It was late, too late, when Jeff brought me the letter. I was already in bed, blurry-eyed, exhausted from a full day and our Good Friday service. But I’d been waiting so long for this letter, he knew I’d want to see.
I blinked. That can’t be right… Jeff could read my face without even seeing the paper. I just shook my head. This can’t be…
But there it was. Plain as day.
I took a deep breath and refolded the letter, placing it on the nightstand, putting the whole ordeal out of sight. So many other things of more import in this world. I picked up Uncle Tom’s Cabin instead. Entering another’s plight, even mentally, always brings perspective.
The kind master, St.
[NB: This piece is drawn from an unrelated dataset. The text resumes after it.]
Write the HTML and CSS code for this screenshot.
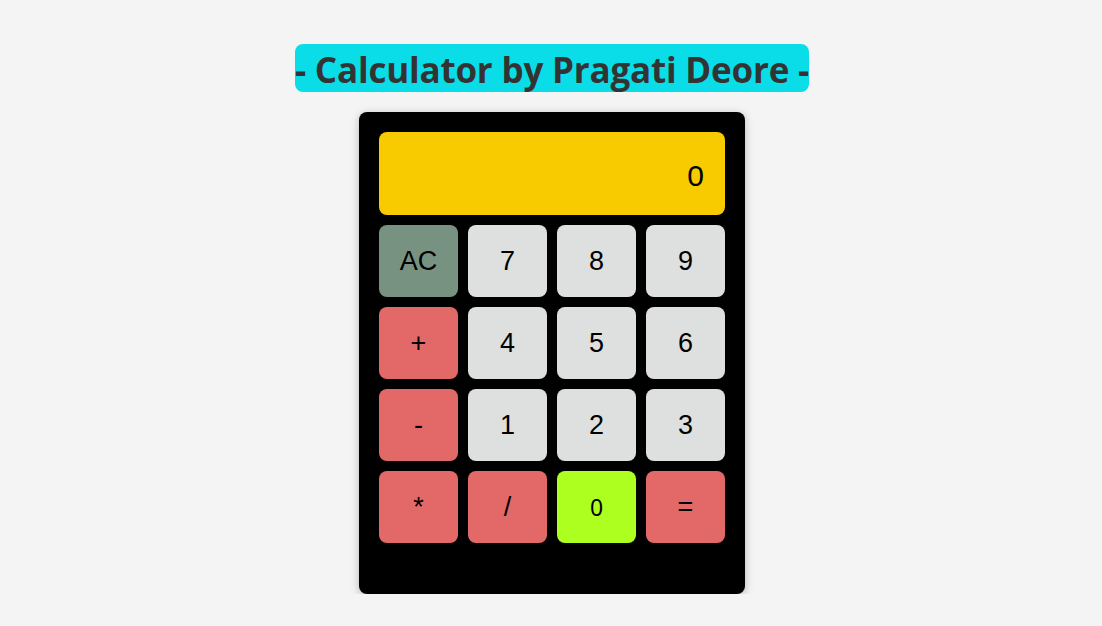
FILE: index.html
```html
<!DOCTYPE html>
<html>
<head>
<meta charset="utf-8">
<title>Calculator</title>
<link rel="stylesheet" href="styles.css">
</head>
<body>
<div class="page">
  <h1 class="title">- Calculator by Pragati Deore -</h1>
  <div class="calc">
    <div class="display">0</div>
    <div class="keys">
      <button class="key key-clear">AC</button>
      <button class="key key-num">7</button>
      <button class="key key-num">8</button>
      <button class="key key-num">9</button>
      <button class="key key-op">+</button>
      <button class="key key-num">4</button>
      <button class="key key-num">5</button>
      <button class="key key-num">6</button>
      <button class="key key-op">-</button>
      <button class="key key-num">1</button>
      <button class="key key-num">2</button>
      <button class="key key-num">3</button>
      <button class="key key-op">*</button>
      <button class="key key-op">/</button>
      <button class="key key-zero">0</button>
      <button class="key key-op">=</button>
    </div>
  </div>
</div>
</body>
</html>
```
FILE: styles.css
```css
html, body {
  margin: 0;
  padding: 0;
  background: #f4f4f4;
}
.page {
  display: flex;
  flex-direction: column;
  align-items: center;
  padding: 44px 0 0 2px;
  font-family: "Liberation Sans", Arial, sans-serif;
}
.title {
  margin: 0;
  background: #0adde8;
  color: #333333;
  border-radius: 8px;
  font-family: "Open Sans", "Noto Sans", sans-serif;
  font-weight: 700;
  font-size: 35px;
  line-height: 52px;
  height: 48px;
  overflow: hidden;
  letter-spacing: -0.2px;
  white-space: nowrap;
}
.calc {
  margin-top: 20px;
  width: 346px;
  padding: 20px 20px 51px;
  background: #000;
  border-radius: 8px;
  box-shadow: 0 2px 8px rgba(0,0,0,0.25);
}
.display {
  height: 83px;
  box-sizing: border-box;
  background: #f7cb00;
  border-radius: 8px;
  display: flex;
  align-items: center;
  justify-content: flex-end;
  padding: 5px 21px 0;
  font-size: 30px;
  color: #000;
  margin-bottom: 10px;
}
.keys {
  display: grid;
  grid-template-columns: repeat(4, 79px);
  grid-auto-rows: 72px;
  gap: 10px;
}
.key {
  border: none;
  border-radius: 8px;
  font-family: "Liberation Sans", Arial, sans-serif;
  font-size: 27px;
  color: #000;
  padding: 0;
}
.key-clear { background: #789281; }
.key-num { background: #dee0df; }
.key-op { background: #e36868; }
.key-zero { background: #adff20; font-size: 23px; font-family: "Noto Sans", sans-serif; }
```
Clare, had just been killed in a freak accident, mere moments before following through on his promise to legally free Tom. In the span of several hours, Tom goes from the certainty of freedom–of reuniting with his wife and children after years apart, of being able to work for wages and buy their freedom, of a future and hope and the end of slavery … to standing on an auction block like a head of cattle, horrified as he’s sold to the cruelest of slave-holders, Simon Legree, who sees his slaves as disposable property, to be worked into their graves. At this point we are at least 3/4 of the way through the book, and Tom has become our hero. We want nothing more than to see him set free … and in moments, all the years of hoping and praying, all the work doing what is right, all the hours investing in the promise of freedom … gone.
Hope, buried.
And even though it’s nothing in comparison to Tom’s plight, I pull the covers over my face and sob that same sorrow of bitter disappointment, of feeling foolish and stupid and what a waste all these years have been. What a waste all the hours, all the time, all the energy and agony of pouring heart out in pen to paper and nothing’s changed but everything’s changed because this silly paper feels like the death of a dream and the verdict of “WASTE” pronounced over my most precious offering.
And I know it won’t even make sense to most people but what do you do when your dream dies?
As my beloved friend buried her son this past year, another precious honest soul whispered, “There goes our miracle, into the ground.”
And it was not lost on me, of course, that this was Good Friday. That untold numbers of hope-filled followers stood horrified as the Light of the World was extinguished right before their very eyes. That the whole earth went dark. That disciples scattered, wild with grief and confusion. That Peter must have experienced grief and guilt and shame compounded beyond our wildest imagination. I cannot fathom his despair … How can this be?
And as I opened my eyes this morning, Holy Saturday, I thought of them, those disciples, who must have woken the next morning blurry-eyed and wondered with slowly sinking-in horror, “Did yesterday really happen? Is Jesus really dead? Is our hope really buried in the ground?”
Foolish. Stupid.
I can only imagine how they felt. They’d left all to follow Jesus. Their jobs, their homes, their livelihood, their reputation and friends and all they’d ever known, to follow this King Jesus, the promised Messiah, who now… was dead.
What a waste these years have been.
They went home, bewildered. Believing? I don’t know.
Thankfully, the Bible doesn’t give us sketches of perfect people, but rather real ones. Ones with doubts and disappointments, fears and failures.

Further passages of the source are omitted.